Note that currently no version of the v8 javascript engine is available from Debian for arch64. We are working on a solution.

Building for ARM with hardware float (eg, Raspberry Pi with a Ubuntu derivative)

First, the machine needs to be set up with cross compilers:

sudo apt-get install \
    g++-4.8-arm-linux-gnueabihf \
    g++-4.8-multilib-arm-linux-gnueabihf \
    g++-arm-linux-gnueabihf \
    gcc-4.8-arm-linux-gnueabihf \
    gcc-4.8-multilib-arm-linux-gnueabihf \
    gcc-arm-linux-gnueabihf \
    libc6-armhf-cross \
    libc6-dev-armhf-cross \
    linux-libc-dev-armhf-cross

Then we need to modify the system's apt sources.list to add the ubuntu-ports repository for the armhf architecture:

sudo apt-add-repository 'deb [arch=armhf] http://ports.ubuntu.com/ubuntu-ports/ trusty main restricted multiverse universe'
sudo apt-add-repository 'deb [arch=armhf] http://ports.ubuntu.com/ubuntu-ports/ trusty-updates main restricted multiverse universe'
sudo apt-get update

Thirdly, we need to download the cross development environment for the target platform.

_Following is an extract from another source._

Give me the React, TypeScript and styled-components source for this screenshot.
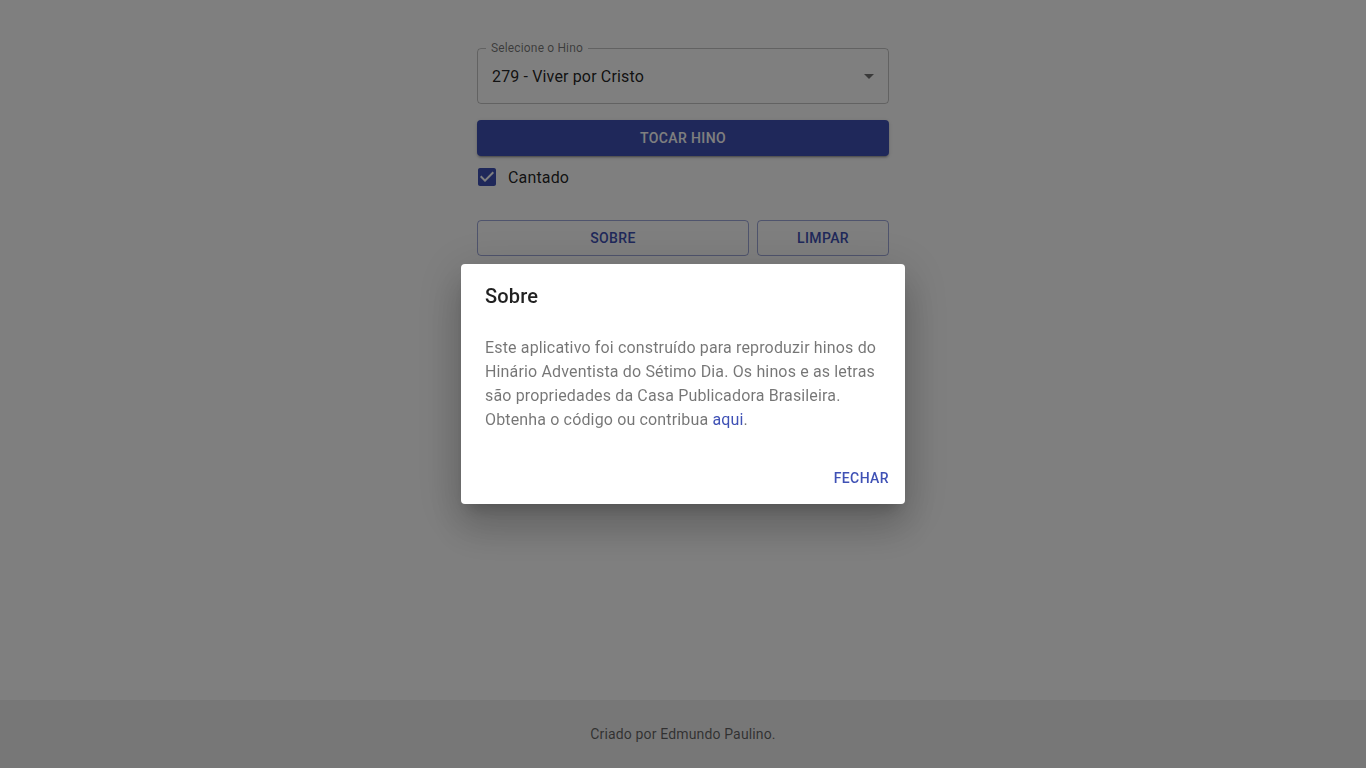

This will be installed under build/arm/osdeps

make -j$(nproc) port_deps ARCH=arm

Fourthly, we need to make the build tools for the host architecture. Unfortunately this takes quite a lot of time as a lot of Tensorflow is required in order to build itself.

make -j$(nproc) build_tools  ###  NOTE: do _not_ specify `ARCH=arm` here.  ###

Finally, we can build the port itself:

make -j$(nproc) compile ARCH=arm

The version of MLDB will be placed in build/arm/bin and build/arm/lib

Build Options

Using tcmalloc instead of the glibc allocator (TCMALLOC_ENABLED=1)

Google's thread caching allocator (tcmalloc) was at one point better on multithreaded workloads than the builtin glibc allocator (a heavily modified ptmalloc2) but that's not been true for a while (sometimes workloads these days are twice as slow using tcmalloc). It also includes some good tools for memory profiling, which is why support is still provided to build with it.

To use tcmalloc, the google-perftools library needs to be installed:

sudo apt-get install libgoogle-perftools-dev

and the following variable set, either in local.mk or on the command line: TCMALLOC_ENABLED=1.